# Unity ML Agents
## Proximal Policy Optimization (PPO)
Contains an implementation of PPO as described [here](https://arxiv.org/abs/1707.06347).

In [1]:
import numpy as np
import os
import tensorflow as tf

from ppo.history import *
from ppo.models import *
from ppo.trainer import Trainer
from unityagents import *

  return f(*args, **kwds)


### Hyperparameters

In [2]:
### General parameters
max_steps = 5e5 # Set maximum number of steps to run environment.
run_path = "ppo" # The sub-directory name for model and summary statistics
load_model = False # Whether to load a saved model.
train_model = True # Whether to train the model.
summary_freq = 500 # Frequency at which to save training statistics.
save_freq = 2000 # Frequency at which to save model.
env_name = "wallarea" # Name of the training environment file.
curriculum_file = "curricula/wall.json"

### Algorithm-specific parameters for tuning
gamma = 0.99 # Reward discount rate.
lambd = 0.95 # Lambda parameter for GAE.
time_horizon = 2048 # How many steps to collect per agent before adding to buffer.
beta = 1e-3 # Strength of entropy regularization
num_epoch = 5 # Number of gradient descent steps per batch of experiences.
num_layers = 2 # Number of hidden layers between state/observation encoding and value/policy layers.
epsilon = 0.2 # Acceptable threshold around ratio of old and new policy probabilities.
buffer_size = 5000 #2048 # How large the experience buffer should be before gradient descent.
learning_rate = 3e-4 # Model learning rate.
hidden_units = 64 # Number of units in hidden layer.
batch_size = 512 #64 # How many experiences per gradient descent update step.
normalize = False

### Logging dictionary for hyperparameters
hyperparameter_dict = {'max_steps':max_steps, 'run_path':run_path, 'env_name':env_name,
    'curriculum_file':curriculum_file, 'gamma':gamma, 'lambd':lambd, 'time_horizon':time_horizon,
    'beta':beta, 'num_epoch':num_epoch, 'epsilon':epsilon, 'buffe_size':buffer_size,
    'leaning_rate':learning_rate, 'hidden_units':hidden_units, 'batch_size':batch_size}

### Load the environment

In [3]:
env = UnityEnvironment(file_name=env_name, curriculum=curriculum_file)
print(str(env))
brain_name = env.external_brain_names[0]

INFO:unityagents:
'Academy' started successfully!


Unity Academy name: Academy
        Number of brains: 1
        Reset Parameters :
		min_wall_height -> 5.5
		max_wall_height -> 6.0
Unity brain name: Brain
        Number of observations (per agent): 0
        State space type: continuous
        State space size (per agent): 16
        Action space type: discrete
        Action space size (per agent): 6
        Memory space size (per agent): 0
        Action descriptions: , , , , , 


### Train the Agent(s)

In [4]:
tf.reset_default_graph()

if curriculum_file == "None":
    curriculum_file = None


def get_progress():
    if curriculum_file is not None:
        if env._curriculum.measure_type == "progress":
            return steps / max_steps
        elif env._curriculum.measure_type == "reward":
            return last_reward
        else:
            return None
    else:
        return None

# Create the Tensorflow model graph
ppo_model = create_agent_model(env, lr=learning_rate,
                               h_size=hidden_units, epsilon=epsilon,
                               beta=beta, max_step=max_steps, 
                               normalize=normalize, num_layers=num_layers)

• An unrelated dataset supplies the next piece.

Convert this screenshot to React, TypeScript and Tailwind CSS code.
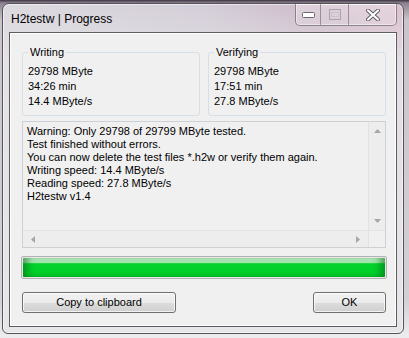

is_continuous = (env.brains[brain_name].action_space_type == "continuous")
use_observations = (env.brains[brain_name].number_observations > 0)
use_states = (env.brains[brain_name].state_space_size > 0)

model_path = './models/{}'.format(run_path)
summary_path = './summaries/{}'.format(run_path)

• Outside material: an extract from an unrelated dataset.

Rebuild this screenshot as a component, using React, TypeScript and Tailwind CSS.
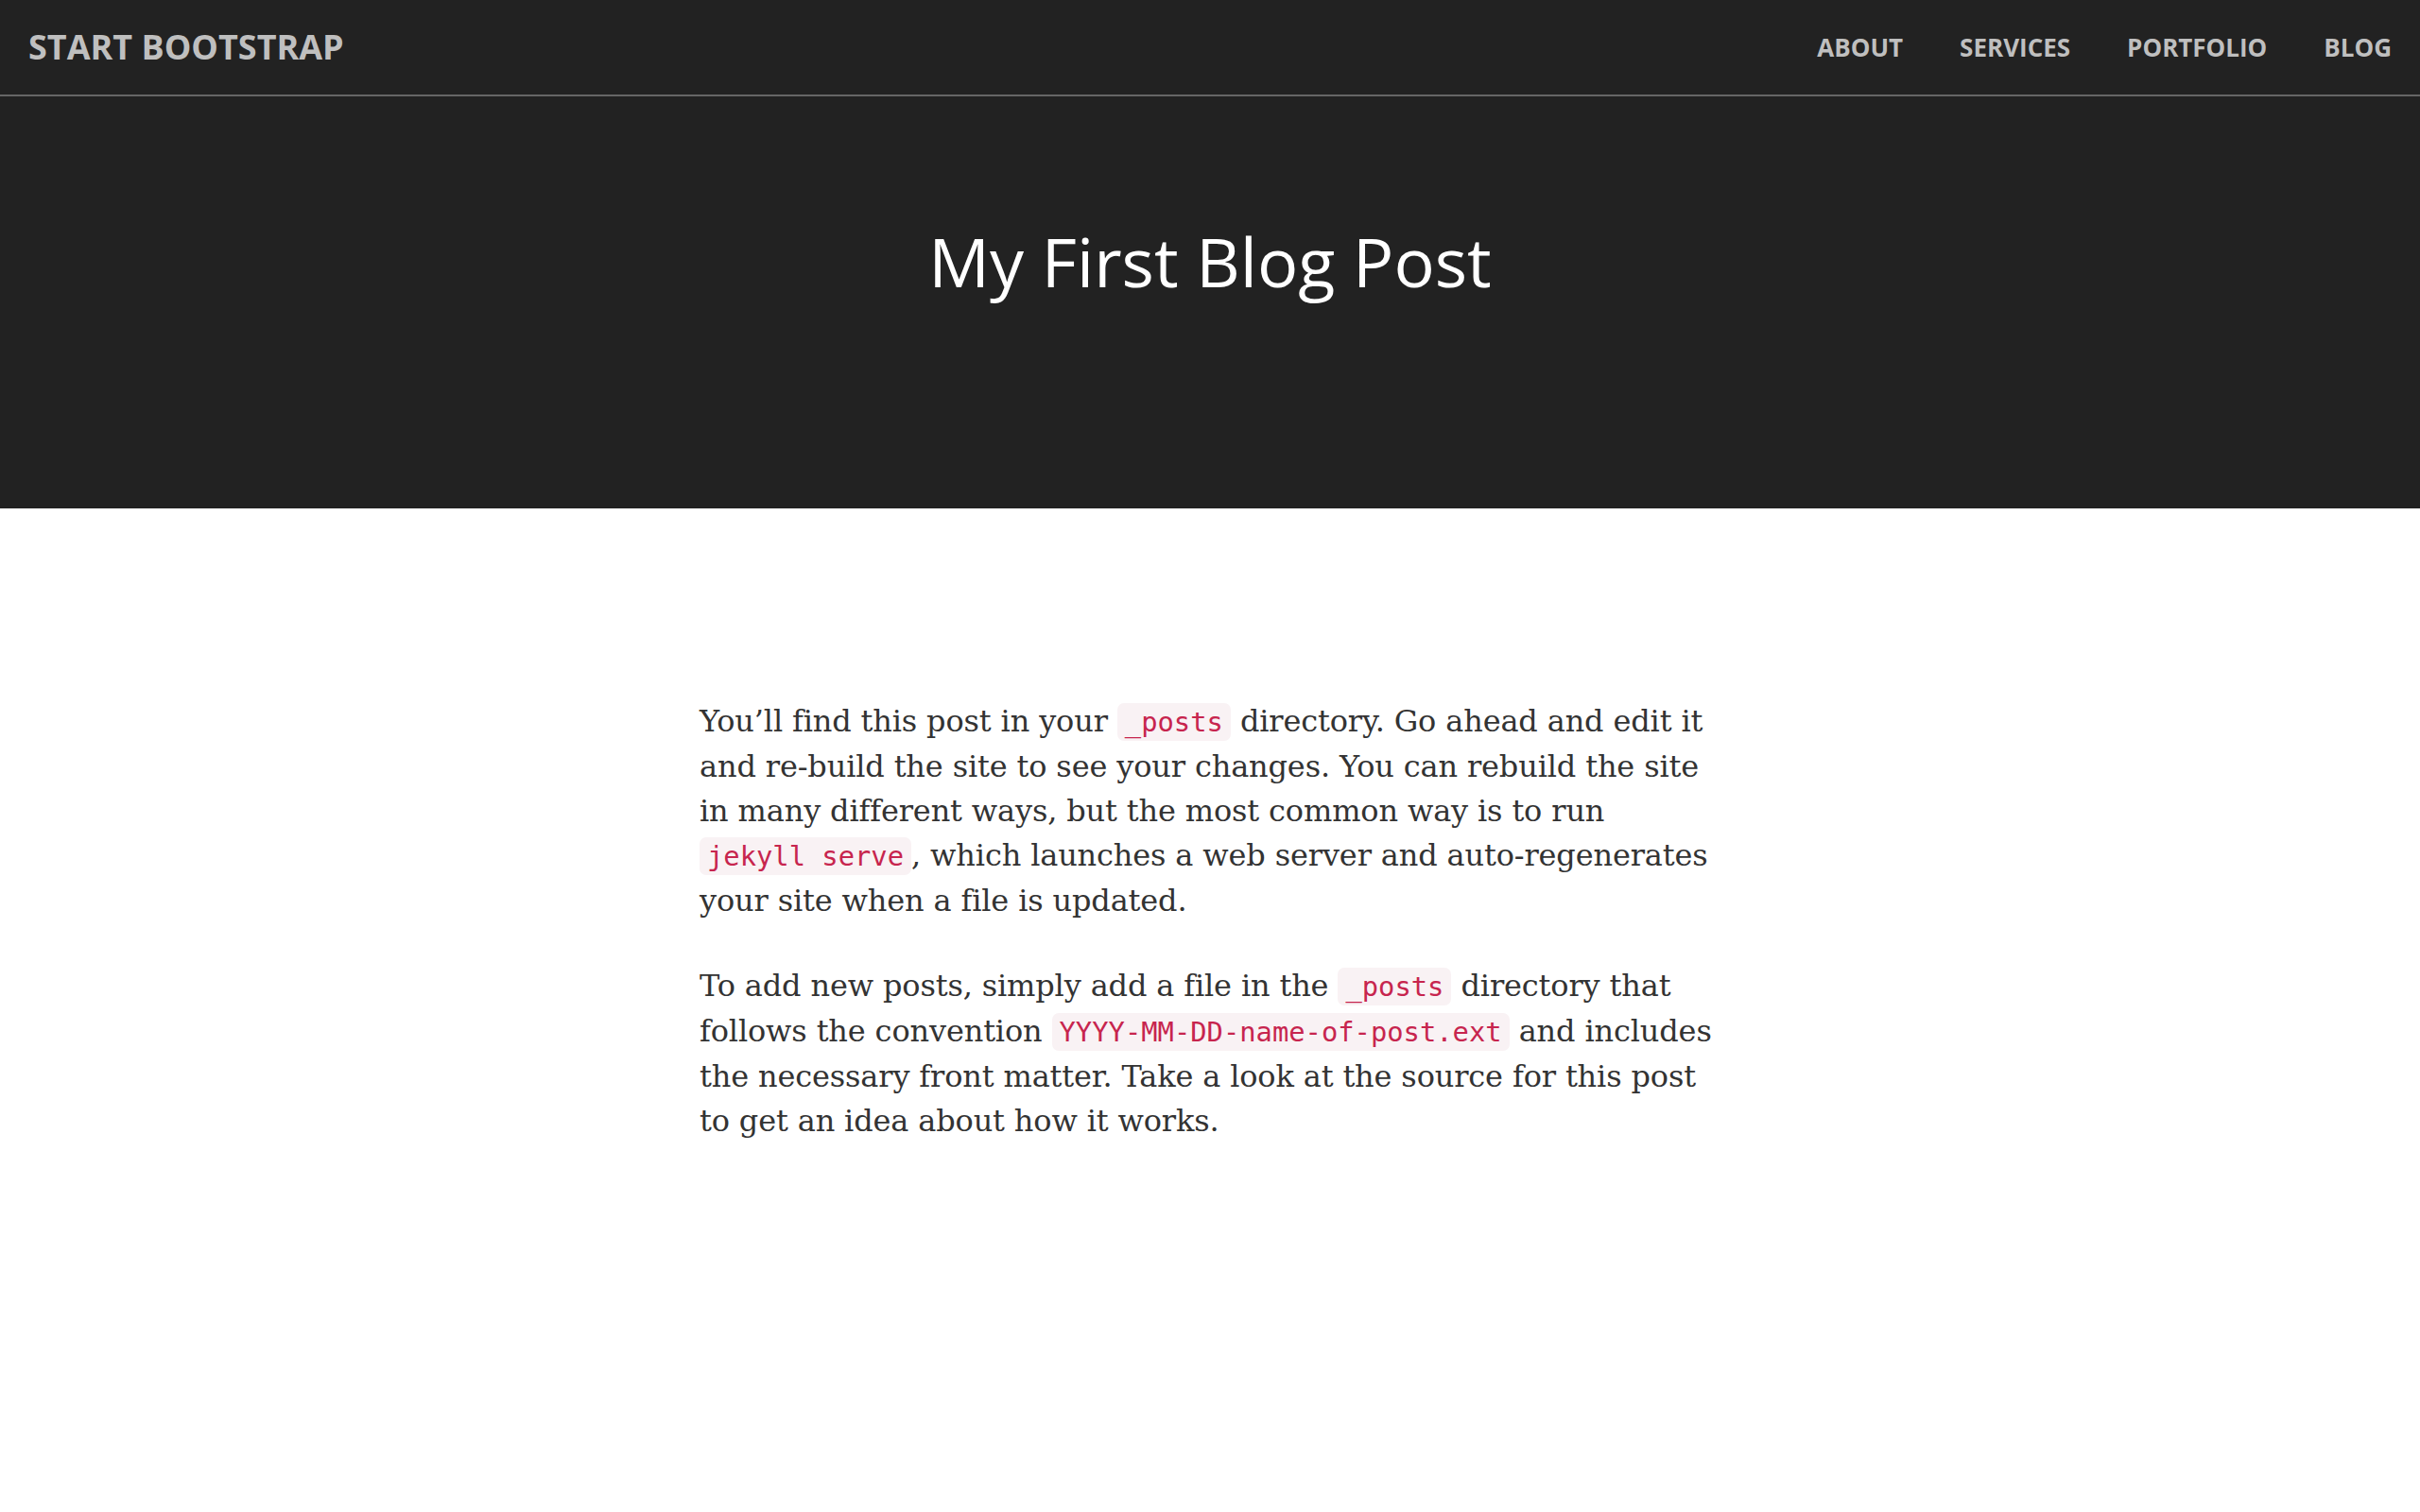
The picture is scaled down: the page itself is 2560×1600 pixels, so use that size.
import type { ReactNode } from "react"

const links = ["About", "Services", "Portfolio", "Blog"]

function Code({ children }: { children: ReactNode }) {
  return (
    <code className="whitespace-nowrap rounded-[7px] bg-[#f9f2f4] px-[8px] py-[3px] font-['DejaVu_Sans_Mono',monospace] text-[28.8px] tracking-normal text-[#c7254e]">
      {children}
    </code>
  )
}

export default function App() {
  return (
    <div className="min-h-screen bg-white">
      <header className="bg-[#222222]">
        <nav className="flex h-[102px] items-center justify-between border-b-2 border-[#666666] px-[30px] font-['Open_Sans',sans-serif] font-bold text-[#bfbfbf]">
          <a href="#" className="text-[36px]">
            START BOOTSTRAP
          </a>
          <ul className="flex gap-[60px] text-[26px] uppercase">
            {links.map((link) => (
              <li key={link}>
                <a href="#">{link}</a>
              </li>
            ))}
          </ul>
        </nav>
        <div className="pb-[222px] pt-[135px] text-center">
          <h1 className="font-['Open_Sans',sans-serif] text-[72px] leading-[1.1] font-normal text-white">My First Blog Post</h1>
        </div>
      </header>

      <main className="mx-auto max-w-[1080px] pt-[202px] font-['DejaVu_Serif',serif] text-[32px] leading-[47px] tracking-[-0.15px] text-[#333333]">
        <p className="mb-[43px]">
          You’ll find this post in your <Code>_posts</Code> directory. Go ahead and edit it and re&#8209;build the site to see your
          changes. You can rebuild the site in many different ways, but the most common way is to run <Code>jekyll serve</Code>,
          which launches a web server and auto&#8209;regenerates your site when a file is updated.
        </p>
        <p>
          To add new posts, simply add a file in the <Code>_posts</Code> directory that follows the convention{" "}
          <Code>YYYY-MM-DD-name-of-post.ext</Code> and includes the necessary front matter. Take a look at the source for this post
          to get an idea about how it works.
        </p>
      </main>
    </div>
  )
}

if not os.path.exists(model_path):
    os.makedirs(model_path)

if not os.path.exists(summary_path):
    os.makedirs(summary_path)

init = tf.global_variables_initializer()
saver = tf.train.Saver()

with tf.Session() as sess:
    # Instantiate model parameters
    if load_model:
        print('Loading Model...')
        ckpt = tf.train.get_checkpoint_state(model_path)
        saver.restore(sess, ckpt.model_checkpoint_path)
    else:
        sess.run(init)
    steps, last_reward = sess.run([ppo_model.global_step, ppo_model.last_reward])    
    summary_writer = tf.summary.FileWriter(summary_path)
    info = env.reset(train_mode=train_model, progress=get_progress())[brain_name]
    trainer = Trainer(ppo_model, sess, info, is_continuous, use_observations, use_states, train_model)
    if train_model:
        trainer.write_text(summary_writer, 'Hyperparameters', hyperparameter_dict, steps)
    while steps <= max_steps:
        if env.global_done:
            info = env.reset(train_mode=train_model, progress=get_progress())[brain_name]
        # Decide and take an action
        new_info = trainer.take_action(info, env, brain_name, steps, normalize)
        info = new_info
        trainer.process_experiences(info, time_horizon, gamma, lambd)
        if len(trainer.training_buffer['actions']) > buffer_size and train_model:
            # Perform gradient descent with experience buffer
            trainer.update_model(batch_size, num_epoch)
        if steps % summary_freq == 0 and steps != 0 and train_model:
            # Write training statistics to tensorboard.
            trainer.write_summary(summary_writer, steps, env._curriculum.lesson_number)
        if steps % save_freq == 0 and steps != 0 and train_model:
            # Save Tensorflow model
            save_model(sess, model_path=model_path, steps=steps, saver=saver)
        steps += 1
        sess.run(ppo_model.increment_step)
        if len(trainer.stats['cumulative_reward']) > 0:
            mean_reward = np.mean(trainer.stats['cumulative_reward'])
            sess.run(ppo_model.update_reward, feed_dict={ppo_model.new_reward: mean_reward})
            last_reward = sess.run(ppo_model.last_reward)
    # Final save Tensorflow model
    if steps != 0 and train_model:
        save_model(sess, model_path=model_path, steps=steps, saver=saver)
env.close()
export_graph(model_path, env_name)

Step: 500. Mean Reward: -1.1209691629955947. Std of Reward: 0.5057771391310419.
Step: 1000. Mean Reward: -1.1973913043478261. Std of Reward: 0.41598382484548757.
Step: 1500. Mean Reward: -1.1871041666666668. Std of Reward: 0.4508291546132588.
Step: 2000. Mean Reward: -1.0796171171171174. Std of Reward: 0.64438738438027.
Saved Model
Step: 2500. Mean Reward: -0.9901081081081085. Std of Reward: 0.736164816438062.
Step: 3000. Mean Reward: -0.956029411764706. Std of Reward: 0.7628448555537043.
Step: 3500. Mean Reward: -1.0393279569892475. Std of Reward: 0.6988829066269944.
Step: 4000. Mean Reward: -0.9672110552763822. Std of Reward: 0.7820478758226928.
Saved Model
Step: 4500. Mean Reward: -1.049004854368932. Std of Reward: 0.7043234066403613.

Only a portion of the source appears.